I am semi-active in the neighborhood association. I manage an email list and am working on updating the telephone directory. I also am working on creating a web page of FAQ about the neighborhood. I am also a "blockworker" which means I deliver newsletters to people on my block and the next one down.
We have about 300 families in the neighborhood and of course one cannot know all of them. But it seems as if one should know when one of the neighbors dies. Last year an elderly neighbor up the street from me who I had seen several times walking her small dog died several months before I had heard about it. I tend to keep to myself. My volunteerism usually takes place in front of a computer monitor, but sometimes it makes me come face to face with the neighbors and that is good.

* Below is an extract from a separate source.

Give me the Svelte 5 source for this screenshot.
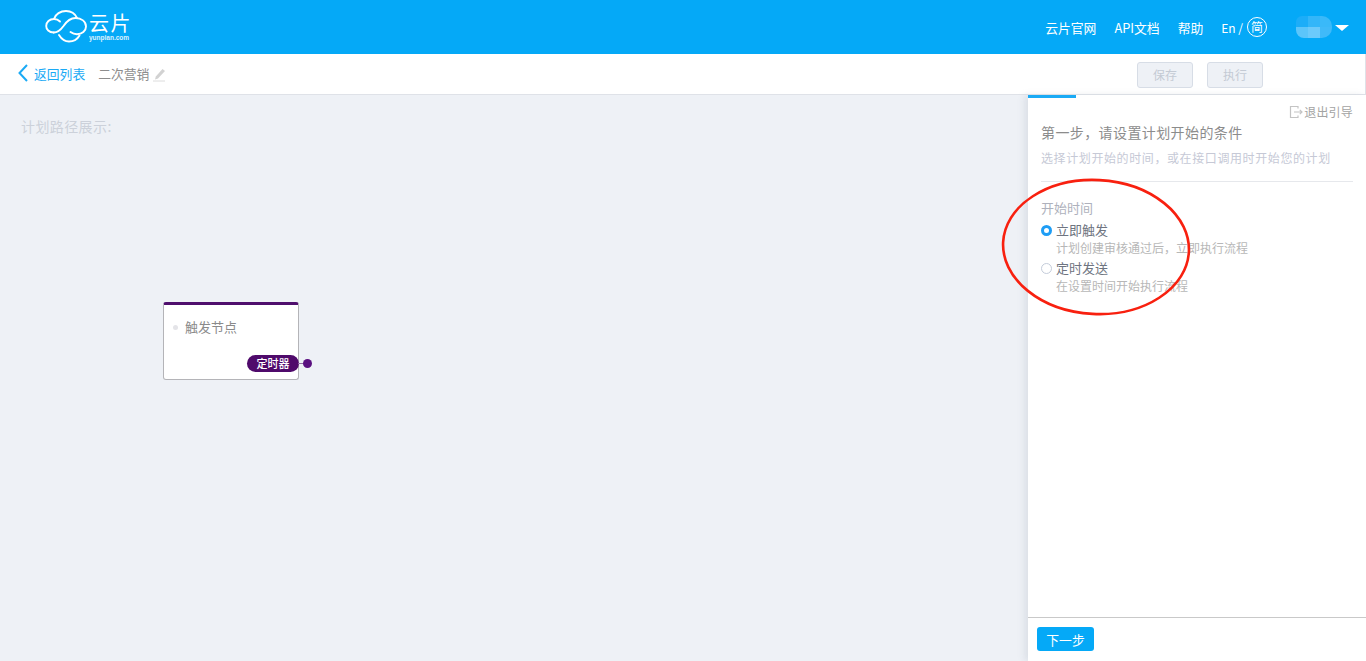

As a part of the directory activities I need to phone some other block workers and pick up any directory forms they might have had dropped off to their house. This afternoon I did that and discovered that one of the workers' husband died a few weeks ago. I only met the woman once, and that was to pick up some completed forms, but I can almost see their house from my house and they have children almost the same age as my children are. One of their children goes to school with my kids and probably rides the same bus.
I guess I think that when something like that happens, people ought to know. Their life is now turned upside down while other people's lives are the same. When the woman told me that her husband died, she said, "Oh, since you are doing the directory you should know that Chris passed away on November 23." I didn't know who Chris was, but then remembered that when I called earlier I asked for Gaye or Chris because they are both listed as blockworkers. I was not sure what the relationship was, and didn't want to assume Chris was the husband of Gaye. I wish I had made that assumption because I think I came across as an uncaring oaf. I didn't say anything at first, then said I was sorry to hear that. She said, something like, "so you will want to take his name out of the directory" and I pretty much said, yes I guessed we would do that. I followed up with another exclamation of sorrow, and then the conversation was over.
I have not been able to stop thinking of it though. It could be my family going through this. And the mail would still be delivered, the grass would still grow, the neighbors would still be getting on with their own lives. Most would not even know anything had happened. I don't have an answer for how to be more conscious of other neighbors, but somehow I will work that in to my resolutions for next year. Maybe something like to look outward instead of always inward.